Zamalek Dorms to be ‘Repurposed’
Executive Vice-President for Administration and Finance Brian MacDougall said at a University Senate meeting last week that the Zamalek dorms will be repurposed instead of sold.
MacDougall had previously told The Caravan that, “one might make the decision to sell the building, and use the proceeds from the [property] to pay down the debt of building this campus.”
However, following last week’s Senate meeting, he said that this was no longer the case.
“The Board of Trustees have acknowledged the long-term value of the property and we are now looking [at] how best to use the property,” he said. Last March, President Lisa Anderson said that the Zamalek dorms would “suspend operations” by July 2015.
The Zamalek residence is an 11-story building that has housed students and faculty members since it was built in 1991. MacDougall last week added that the administration was thinking about using the property as an apartment building and not as a student dormitory.
Associate Director of Residential Life Maissa Ragab told The Caravan that she believes it is unmanageable to turn the Zamalek dormitory into apartments.
“The design of the building consists of common bathrooms and several services for dorm residents; therefore, I don’t think international students would be happy to stay there if there are no dormitory facilities,” she explained.

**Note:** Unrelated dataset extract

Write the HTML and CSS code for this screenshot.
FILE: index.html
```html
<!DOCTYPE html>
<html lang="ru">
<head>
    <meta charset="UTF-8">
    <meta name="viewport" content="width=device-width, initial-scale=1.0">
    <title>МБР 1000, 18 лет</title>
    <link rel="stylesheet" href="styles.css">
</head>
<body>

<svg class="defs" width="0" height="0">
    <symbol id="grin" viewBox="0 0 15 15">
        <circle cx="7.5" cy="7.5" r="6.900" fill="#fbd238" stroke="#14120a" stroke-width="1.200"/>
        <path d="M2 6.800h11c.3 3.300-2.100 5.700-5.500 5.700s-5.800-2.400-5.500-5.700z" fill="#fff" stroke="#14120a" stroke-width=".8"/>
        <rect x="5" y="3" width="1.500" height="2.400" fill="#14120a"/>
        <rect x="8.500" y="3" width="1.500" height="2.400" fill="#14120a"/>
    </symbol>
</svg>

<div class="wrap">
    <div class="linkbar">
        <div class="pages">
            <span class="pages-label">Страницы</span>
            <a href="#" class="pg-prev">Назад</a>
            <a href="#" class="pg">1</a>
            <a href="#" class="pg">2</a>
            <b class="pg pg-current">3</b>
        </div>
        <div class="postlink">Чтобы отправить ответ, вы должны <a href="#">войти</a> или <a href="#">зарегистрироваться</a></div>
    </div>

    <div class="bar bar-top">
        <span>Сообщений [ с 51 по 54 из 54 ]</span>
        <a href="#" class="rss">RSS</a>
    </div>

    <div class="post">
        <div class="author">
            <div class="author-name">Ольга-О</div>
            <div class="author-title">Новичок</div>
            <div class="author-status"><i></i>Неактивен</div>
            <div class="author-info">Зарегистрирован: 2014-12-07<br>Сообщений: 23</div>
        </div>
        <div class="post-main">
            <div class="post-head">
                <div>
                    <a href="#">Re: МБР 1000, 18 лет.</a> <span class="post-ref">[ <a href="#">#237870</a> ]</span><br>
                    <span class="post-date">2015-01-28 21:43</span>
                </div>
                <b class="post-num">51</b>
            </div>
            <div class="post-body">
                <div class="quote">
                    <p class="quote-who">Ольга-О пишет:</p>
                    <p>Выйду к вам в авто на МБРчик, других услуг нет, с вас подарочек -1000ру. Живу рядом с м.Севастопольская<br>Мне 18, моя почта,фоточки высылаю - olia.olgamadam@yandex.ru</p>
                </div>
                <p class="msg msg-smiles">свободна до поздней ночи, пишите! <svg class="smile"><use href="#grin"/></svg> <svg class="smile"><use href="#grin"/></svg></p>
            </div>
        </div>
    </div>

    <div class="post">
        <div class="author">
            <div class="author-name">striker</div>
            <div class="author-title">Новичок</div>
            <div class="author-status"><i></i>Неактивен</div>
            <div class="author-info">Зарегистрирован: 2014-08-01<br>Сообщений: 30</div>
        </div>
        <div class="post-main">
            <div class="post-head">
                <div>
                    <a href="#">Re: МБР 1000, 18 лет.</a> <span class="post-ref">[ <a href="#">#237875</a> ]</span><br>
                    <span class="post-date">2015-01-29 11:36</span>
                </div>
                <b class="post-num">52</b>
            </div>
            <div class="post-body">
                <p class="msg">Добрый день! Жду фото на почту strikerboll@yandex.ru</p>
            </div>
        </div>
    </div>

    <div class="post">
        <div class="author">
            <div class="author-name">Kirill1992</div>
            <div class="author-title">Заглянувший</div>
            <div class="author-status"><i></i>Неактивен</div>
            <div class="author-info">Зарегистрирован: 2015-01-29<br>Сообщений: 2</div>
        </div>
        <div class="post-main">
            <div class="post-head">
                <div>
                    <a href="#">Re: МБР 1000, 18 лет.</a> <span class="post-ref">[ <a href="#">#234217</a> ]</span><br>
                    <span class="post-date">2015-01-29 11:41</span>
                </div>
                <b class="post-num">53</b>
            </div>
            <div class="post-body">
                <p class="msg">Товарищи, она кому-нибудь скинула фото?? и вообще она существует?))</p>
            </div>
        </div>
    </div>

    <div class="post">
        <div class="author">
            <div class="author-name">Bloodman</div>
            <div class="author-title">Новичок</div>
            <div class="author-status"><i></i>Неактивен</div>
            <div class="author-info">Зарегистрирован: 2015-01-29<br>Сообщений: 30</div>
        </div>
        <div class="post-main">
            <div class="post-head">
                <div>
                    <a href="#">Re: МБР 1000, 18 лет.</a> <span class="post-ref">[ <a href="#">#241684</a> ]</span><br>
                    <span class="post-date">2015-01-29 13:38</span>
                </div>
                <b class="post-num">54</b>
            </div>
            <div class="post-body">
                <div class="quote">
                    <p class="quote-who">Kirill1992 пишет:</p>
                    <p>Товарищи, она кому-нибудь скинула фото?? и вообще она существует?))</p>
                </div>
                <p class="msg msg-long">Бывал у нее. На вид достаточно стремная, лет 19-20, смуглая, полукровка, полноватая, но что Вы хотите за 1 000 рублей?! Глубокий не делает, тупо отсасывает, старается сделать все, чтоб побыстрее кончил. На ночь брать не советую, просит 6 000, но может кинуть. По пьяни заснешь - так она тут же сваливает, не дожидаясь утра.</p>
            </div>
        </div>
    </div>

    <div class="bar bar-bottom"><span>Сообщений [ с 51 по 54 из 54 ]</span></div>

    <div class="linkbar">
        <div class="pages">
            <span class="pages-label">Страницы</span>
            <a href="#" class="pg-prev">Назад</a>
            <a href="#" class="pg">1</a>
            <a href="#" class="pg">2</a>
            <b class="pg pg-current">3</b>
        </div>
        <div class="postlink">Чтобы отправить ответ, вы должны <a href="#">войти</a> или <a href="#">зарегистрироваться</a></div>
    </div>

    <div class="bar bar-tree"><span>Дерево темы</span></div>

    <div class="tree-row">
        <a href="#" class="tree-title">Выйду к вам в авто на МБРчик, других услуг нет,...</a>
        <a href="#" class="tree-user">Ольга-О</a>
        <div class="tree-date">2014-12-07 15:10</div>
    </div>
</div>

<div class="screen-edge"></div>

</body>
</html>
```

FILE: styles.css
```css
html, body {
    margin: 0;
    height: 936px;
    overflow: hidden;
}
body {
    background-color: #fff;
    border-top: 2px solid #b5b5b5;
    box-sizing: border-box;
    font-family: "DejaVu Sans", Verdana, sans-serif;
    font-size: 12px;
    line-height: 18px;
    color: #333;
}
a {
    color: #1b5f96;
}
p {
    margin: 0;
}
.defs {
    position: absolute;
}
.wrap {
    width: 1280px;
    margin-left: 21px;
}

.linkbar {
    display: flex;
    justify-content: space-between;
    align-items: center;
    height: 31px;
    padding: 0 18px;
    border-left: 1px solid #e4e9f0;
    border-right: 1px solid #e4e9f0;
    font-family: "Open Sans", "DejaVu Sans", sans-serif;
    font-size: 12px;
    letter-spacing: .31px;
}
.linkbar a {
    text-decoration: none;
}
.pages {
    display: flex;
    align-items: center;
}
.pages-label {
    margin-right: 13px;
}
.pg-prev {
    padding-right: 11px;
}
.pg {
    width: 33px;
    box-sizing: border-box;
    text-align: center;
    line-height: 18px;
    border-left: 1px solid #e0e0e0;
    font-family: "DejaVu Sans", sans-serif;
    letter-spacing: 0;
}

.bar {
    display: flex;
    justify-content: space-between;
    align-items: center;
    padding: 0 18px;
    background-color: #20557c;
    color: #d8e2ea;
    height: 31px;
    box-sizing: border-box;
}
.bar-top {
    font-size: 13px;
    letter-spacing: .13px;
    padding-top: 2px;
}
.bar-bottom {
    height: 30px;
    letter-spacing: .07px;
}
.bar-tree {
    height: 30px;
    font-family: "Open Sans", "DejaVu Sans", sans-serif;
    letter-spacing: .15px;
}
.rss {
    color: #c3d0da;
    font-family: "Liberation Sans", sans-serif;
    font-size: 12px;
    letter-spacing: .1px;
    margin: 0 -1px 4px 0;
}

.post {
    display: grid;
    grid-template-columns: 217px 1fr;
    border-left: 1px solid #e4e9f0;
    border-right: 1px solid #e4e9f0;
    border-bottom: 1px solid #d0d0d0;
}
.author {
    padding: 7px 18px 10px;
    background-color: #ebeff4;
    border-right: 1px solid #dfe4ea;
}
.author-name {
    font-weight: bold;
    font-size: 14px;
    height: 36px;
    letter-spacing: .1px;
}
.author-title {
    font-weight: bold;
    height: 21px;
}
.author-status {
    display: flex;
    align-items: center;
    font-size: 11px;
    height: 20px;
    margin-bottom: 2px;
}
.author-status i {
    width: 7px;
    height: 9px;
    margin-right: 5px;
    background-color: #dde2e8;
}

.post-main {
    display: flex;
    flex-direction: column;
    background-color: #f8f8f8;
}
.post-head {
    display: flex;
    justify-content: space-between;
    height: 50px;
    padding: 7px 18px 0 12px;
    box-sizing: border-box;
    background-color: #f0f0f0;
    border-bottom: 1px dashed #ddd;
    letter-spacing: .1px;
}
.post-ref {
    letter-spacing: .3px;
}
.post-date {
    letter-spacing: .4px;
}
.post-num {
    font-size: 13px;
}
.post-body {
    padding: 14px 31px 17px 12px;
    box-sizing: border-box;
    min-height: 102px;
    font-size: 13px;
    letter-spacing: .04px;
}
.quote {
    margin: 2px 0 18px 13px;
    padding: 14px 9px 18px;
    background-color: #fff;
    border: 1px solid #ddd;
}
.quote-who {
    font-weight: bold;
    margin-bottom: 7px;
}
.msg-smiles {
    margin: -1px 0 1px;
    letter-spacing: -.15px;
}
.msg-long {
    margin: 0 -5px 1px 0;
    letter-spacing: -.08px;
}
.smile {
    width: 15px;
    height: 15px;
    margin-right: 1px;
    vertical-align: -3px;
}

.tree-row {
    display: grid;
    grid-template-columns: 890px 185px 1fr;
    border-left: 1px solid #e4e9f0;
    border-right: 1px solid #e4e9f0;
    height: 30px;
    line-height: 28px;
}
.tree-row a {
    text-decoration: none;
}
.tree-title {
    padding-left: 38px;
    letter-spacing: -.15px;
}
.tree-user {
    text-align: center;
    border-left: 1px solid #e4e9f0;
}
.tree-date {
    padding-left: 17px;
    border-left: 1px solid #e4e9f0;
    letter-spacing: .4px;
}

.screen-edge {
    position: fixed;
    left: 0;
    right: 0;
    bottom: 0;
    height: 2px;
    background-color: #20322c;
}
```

But it isn’t necessarily a better deal in the New Cairo campus dorms. Becca Giovannazzi, an international student from the US, says that she and her colleagues face many challenges living at the New Cairo campus dorms.

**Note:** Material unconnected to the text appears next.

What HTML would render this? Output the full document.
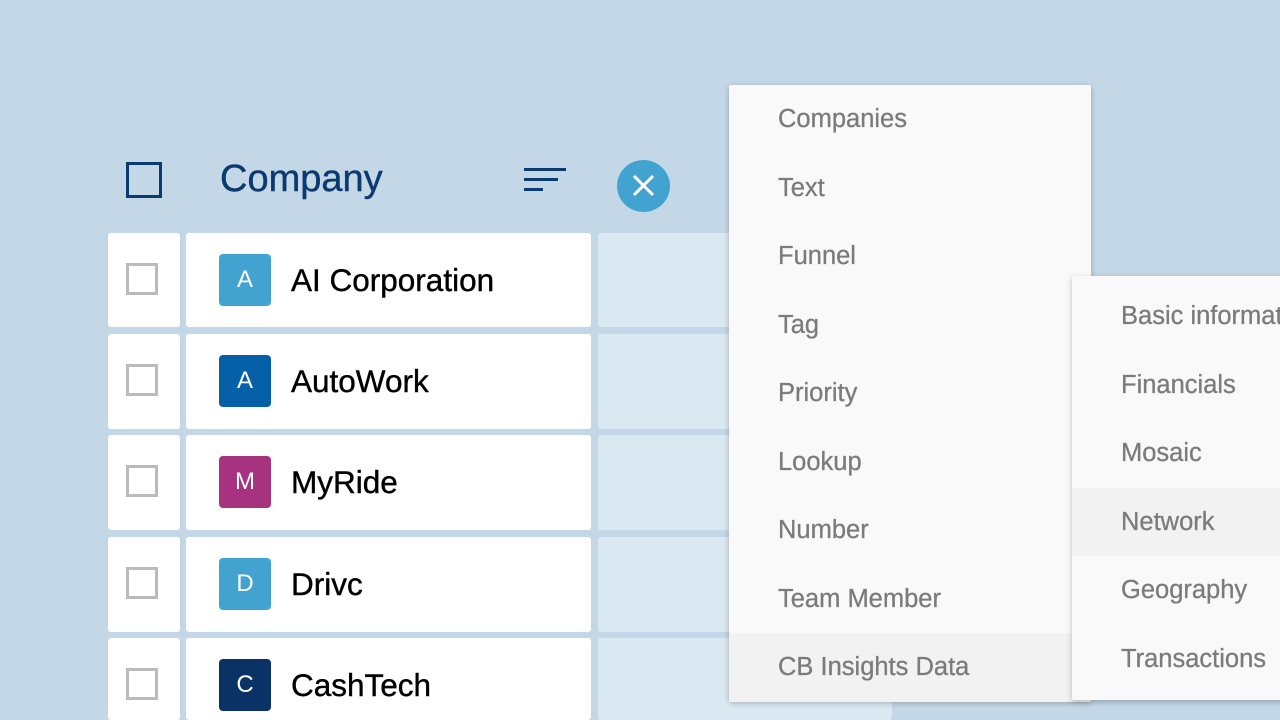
<!DOCTYPE html>
<html style="height:720px;overflow:hidden"><head><style>
body{margin:0;width:1280px;height:720px;background:#c4d7e6;position:relative;overflow:hidden;font-family:"Liberation Sans",Arial,sans-serif}
.a{position:absolute}
.cb{position:absolute;left:108px;width:72px;background:#fff;border-radius:3px}
.cb::after{content:"";position:absolute;left:18px;top:30px;width:32px;height:32px;border:3px solid #bbb;box-sizing:border-box}
.nm{position:absolute;left:186px;width:405px;background:#fff;border-radius:3px}
.c3{position:absolute;left:598px;width:294px;background:#dae8f2;border-radius:3px}
.av{position:absolute;left:33px;top:21px;width:52px;height:52px;border-radius:4px;color:#fff;font-size:24px;text-align:center;line-height:52px}
.nt{position:absolute;left:105px;top:0;line-height:94px;font-size:31.5px;color:#000;-webkit-text-stroke:0.4px #000}
.p{position:absolute;background:#f9f9f9;box-shadow:0 2px 6px rgba(0,0,0,.25);border-radius:2px}
.it{position:absolute;left:0;right:0;height:68.5px;line-height:68.5px;font-size:25.5px;color:#7b7b7b;-webkit-text-stroke:0.3px #7b7b7b}
</style></head><body>
<div class="a" style="left:126px;top:162px;width:36px;height:36px;border:3px solid #0b3a70;box-sizing:border-box"></div>
<div class="a" style="left:220px;top:155px;font-size:38px;color:#0b3a70;line-height:48px;-webkit-text-stroke:0.4px #0b3a70">Company</div>
<div class="a" style="left:524px;top:168px;width:42px;height:3px;background:#0b3a70"></div>
<div class="a" style="left:524px;top:178px;width:34px;height:3px;background:#0b3a70"></div>
<div class="a" style="left:524px;top:188px;width:19px;height:3px;background:#0b3a70"></div>
<div class="a" style="left:617px;top:160px;width:53px;height:52px;border-radius:50%;background:#43a3d0"><svg width="53" height="52"><path d="M17 16L36 35M36 16L17 35" stroke="#fff" stroke-width="3"/></svg></div>

<div class="cb" style="top:233px;height:94px"></div><div class="nm" style="top:233px;height:94px"><div class="av" style="background:#43a3d0">A</div><div class="nt">AI Corporation</div></div><div class="c3" style="top:233px;height:94px"></div>
<div class="cb" style="top:334px;height:95px"></div><div class="nm" style="top:334px;height:95px"><div class="av" style="background:#0660a8">A</div><div class="nt">AutoWork</div></div><div class="c3" style="top:334px;height:95px"></div>
<div class="cb" style="top:435px;height:95px"></div><div class="nm" style="top:435px;height:95px"><div class="av" style="background:#a7327f">M</div><div class="nt">MyRide</div></div><div class="c3" style="top:435px;height:95px"></div>
<div class="cb" style="top:537px;height:95px"></div><div class="nm" style="top:537px;height:95px"><div class="av" style="background:#43a3d0">D</div><div class="nt">Drivc</div></div><div class="c3" style="top:537px;height:95px"></div>
<div class="cb" style="top:638px;height:82px"></div><div class="nm" style="top:638px;height:82px"><div class="av" style="background:#0b3265">C</div><div class="nt">CashTech</div></div><div class="c3" style="top:638px;height:82px"></div>

<div class="p" style="left:729px;top:85px;width:362px;height:616px">
<div class="it" style="top:0;padding-left:49px">Companies</div>
<div class="it" style="top:68.5px;padding-left:49px">Text</div>
<div class="it" style="top:137px;padding-left:49px">Funnel</div>
<div class="it" style="top:205.5px;padding-left:49px">Tag</div>
<div class="it" style="top:274px;padding-left:49px">Priority</div>
<div class="it" style="top:342.5px;padding-left:49px">Lookup</div>
<div class="it" style="top:411px;padding-left:49px">Number</div>
<div class="it" style="top:479.5px;padding-left:49px">Team Member</div>
<div class="it" style="top:548px;padding-left:49px;background:#f2f2f2">CB Insights Data</div>
</div>
<div class="p" style="left:1072px;top:276px;width:230px;height:424px;overflow:hidden;white-space:nowrap">
<div class="it" style="top:6px;padding-left:49px">Basic information</div>
<div class="it" style="top:74.5px;padding-left:49px">Financials</div>
<div class="it" style="top:143px;padding-left:49px">Mosaic</div>
<div class="it" style="top:211.5px;padding-left:49px;background:#f2f2f2">Network</div>
<div class="it" style="top:280px;padding-left:49px">Geography</div>
<div class="it" style="top:348.5px;padding-left:49px">Transactions</div>
</div>
</body></html>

“The dorms here are far away from everything and are more expensive than they were before, so that’s why many international students choose not to come to AUC anymore,” she said.
But MacDougall revealed that there were more international students living on the New Cairo campus than in Zamalek last year. The preference was then rather to be living in the dorms on campus.

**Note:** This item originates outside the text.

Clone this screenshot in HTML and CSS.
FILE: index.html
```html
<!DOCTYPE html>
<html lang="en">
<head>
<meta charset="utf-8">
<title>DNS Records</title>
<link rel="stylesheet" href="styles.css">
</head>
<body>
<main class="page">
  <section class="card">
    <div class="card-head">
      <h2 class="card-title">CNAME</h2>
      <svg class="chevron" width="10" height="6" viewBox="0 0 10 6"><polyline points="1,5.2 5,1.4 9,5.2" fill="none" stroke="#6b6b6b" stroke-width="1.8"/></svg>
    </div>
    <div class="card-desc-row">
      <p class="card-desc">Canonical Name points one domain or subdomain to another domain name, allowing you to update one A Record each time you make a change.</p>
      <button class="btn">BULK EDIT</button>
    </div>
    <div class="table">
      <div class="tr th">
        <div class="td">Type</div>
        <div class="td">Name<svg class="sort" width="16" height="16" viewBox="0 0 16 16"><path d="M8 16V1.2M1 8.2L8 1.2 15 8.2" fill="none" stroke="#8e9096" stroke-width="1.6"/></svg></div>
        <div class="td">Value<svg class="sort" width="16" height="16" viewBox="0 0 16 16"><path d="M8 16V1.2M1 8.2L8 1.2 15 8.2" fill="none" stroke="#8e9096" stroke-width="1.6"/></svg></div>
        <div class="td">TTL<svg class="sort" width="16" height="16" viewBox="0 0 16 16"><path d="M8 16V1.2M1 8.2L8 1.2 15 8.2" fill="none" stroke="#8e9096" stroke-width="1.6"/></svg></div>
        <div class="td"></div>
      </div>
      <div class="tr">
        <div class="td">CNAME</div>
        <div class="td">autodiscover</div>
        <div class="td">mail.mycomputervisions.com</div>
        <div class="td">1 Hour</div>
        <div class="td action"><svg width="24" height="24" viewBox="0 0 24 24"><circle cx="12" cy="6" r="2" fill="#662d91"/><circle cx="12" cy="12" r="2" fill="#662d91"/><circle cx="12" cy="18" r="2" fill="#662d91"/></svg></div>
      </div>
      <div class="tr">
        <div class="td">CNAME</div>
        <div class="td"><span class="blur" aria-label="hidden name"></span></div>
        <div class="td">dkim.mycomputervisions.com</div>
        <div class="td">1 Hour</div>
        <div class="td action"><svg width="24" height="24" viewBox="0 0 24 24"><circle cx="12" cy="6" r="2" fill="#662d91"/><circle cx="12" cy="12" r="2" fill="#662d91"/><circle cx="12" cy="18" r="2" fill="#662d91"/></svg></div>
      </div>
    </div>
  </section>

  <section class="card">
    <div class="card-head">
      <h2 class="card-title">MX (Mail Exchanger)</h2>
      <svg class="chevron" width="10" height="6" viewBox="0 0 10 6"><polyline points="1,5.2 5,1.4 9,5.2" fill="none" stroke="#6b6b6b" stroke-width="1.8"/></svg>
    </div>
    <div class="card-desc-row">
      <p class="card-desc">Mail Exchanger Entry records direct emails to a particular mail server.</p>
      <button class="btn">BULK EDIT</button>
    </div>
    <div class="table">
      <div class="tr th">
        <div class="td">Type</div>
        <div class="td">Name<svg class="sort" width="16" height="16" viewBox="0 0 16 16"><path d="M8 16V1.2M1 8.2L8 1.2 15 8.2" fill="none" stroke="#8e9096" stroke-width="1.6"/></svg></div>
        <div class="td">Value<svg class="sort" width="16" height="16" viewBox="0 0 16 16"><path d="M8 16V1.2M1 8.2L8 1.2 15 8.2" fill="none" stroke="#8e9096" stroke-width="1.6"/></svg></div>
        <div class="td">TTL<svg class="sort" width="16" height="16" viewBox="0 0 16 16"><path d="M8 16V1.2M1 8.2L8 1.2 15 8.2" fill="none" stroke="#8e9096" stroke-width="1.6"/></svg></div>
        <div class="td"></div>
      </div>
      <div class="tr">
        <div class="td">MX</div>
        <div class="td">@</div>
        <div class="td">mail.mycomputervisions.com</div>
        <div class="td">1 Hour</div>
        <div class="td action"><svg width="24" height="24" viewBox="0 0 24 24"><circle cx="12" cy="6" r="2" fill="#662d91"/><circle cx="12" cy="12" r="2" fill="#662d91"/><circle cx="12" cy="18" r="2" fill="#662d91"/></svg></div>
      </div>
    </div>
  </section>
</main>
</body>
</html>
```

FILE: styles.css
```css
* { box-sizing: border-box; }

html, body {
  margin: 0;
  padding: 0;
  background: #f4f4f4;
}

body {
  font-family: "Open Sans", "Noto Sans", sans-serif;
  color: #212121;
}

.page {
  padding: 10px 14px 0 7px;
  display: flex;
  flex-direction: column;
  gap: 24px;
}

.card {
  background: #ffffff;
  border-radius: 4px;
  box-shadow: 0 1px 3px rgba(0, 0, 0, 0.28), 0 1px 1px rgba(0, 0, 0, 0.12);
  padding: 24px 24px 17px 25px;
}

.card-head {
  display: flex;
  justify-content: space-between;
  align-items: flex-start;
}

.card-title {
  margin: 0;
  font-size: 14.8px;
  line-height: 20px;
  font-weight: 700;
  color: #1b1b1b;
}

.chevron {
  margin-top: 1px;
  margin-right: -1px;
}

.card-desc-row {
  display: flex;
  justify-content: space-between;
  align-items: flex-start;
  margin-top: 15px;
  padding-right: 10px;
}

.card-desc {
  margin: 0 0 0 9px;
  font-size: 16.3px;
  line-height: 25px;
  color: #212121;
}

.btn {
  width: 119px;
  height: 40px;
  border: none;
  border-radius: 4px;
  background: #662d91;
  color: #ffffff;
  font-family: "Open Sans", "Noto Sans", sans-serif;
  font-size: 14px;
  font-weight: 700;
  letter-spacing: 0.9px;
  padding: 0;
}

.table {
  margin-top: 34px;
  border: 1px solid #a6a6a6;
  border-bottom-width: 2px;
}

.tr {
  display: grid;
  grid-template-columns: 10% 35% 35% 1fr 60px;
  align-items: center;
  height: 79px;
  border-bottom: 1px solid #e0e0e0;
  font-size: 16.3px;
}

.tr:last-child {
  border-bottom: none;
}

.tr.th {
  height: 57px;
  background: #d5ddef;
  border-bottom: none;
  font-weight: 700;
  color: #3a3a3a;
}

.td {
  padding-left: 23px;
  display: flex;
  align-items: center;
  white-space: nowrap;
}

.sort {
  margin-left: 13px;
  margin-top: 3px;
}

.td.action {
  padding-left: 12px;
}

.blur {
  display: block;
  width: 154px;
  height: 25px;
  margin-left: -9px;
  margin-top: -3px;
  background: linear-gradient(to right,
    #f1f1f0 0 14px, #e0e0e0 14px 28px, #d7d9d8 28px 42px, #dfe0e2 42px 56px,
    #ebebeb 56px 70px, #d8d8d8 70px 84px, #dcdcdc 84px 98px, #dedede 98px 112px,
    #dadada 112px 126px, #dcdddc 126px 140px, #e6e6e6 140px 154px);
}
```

In the meantime, “the administration will be developing a feasibility [study] over the next several months to decide on the size of investment necessary to change the use of the building,” MacDougall said.
He added that the university was currently focusing on bringing the Zamalek property up to current building codes, and estimating the revenues that it could generate.
“The final decision [of the Zamalek dorms’ new purpose] should be made in 2016,” MacDougall said.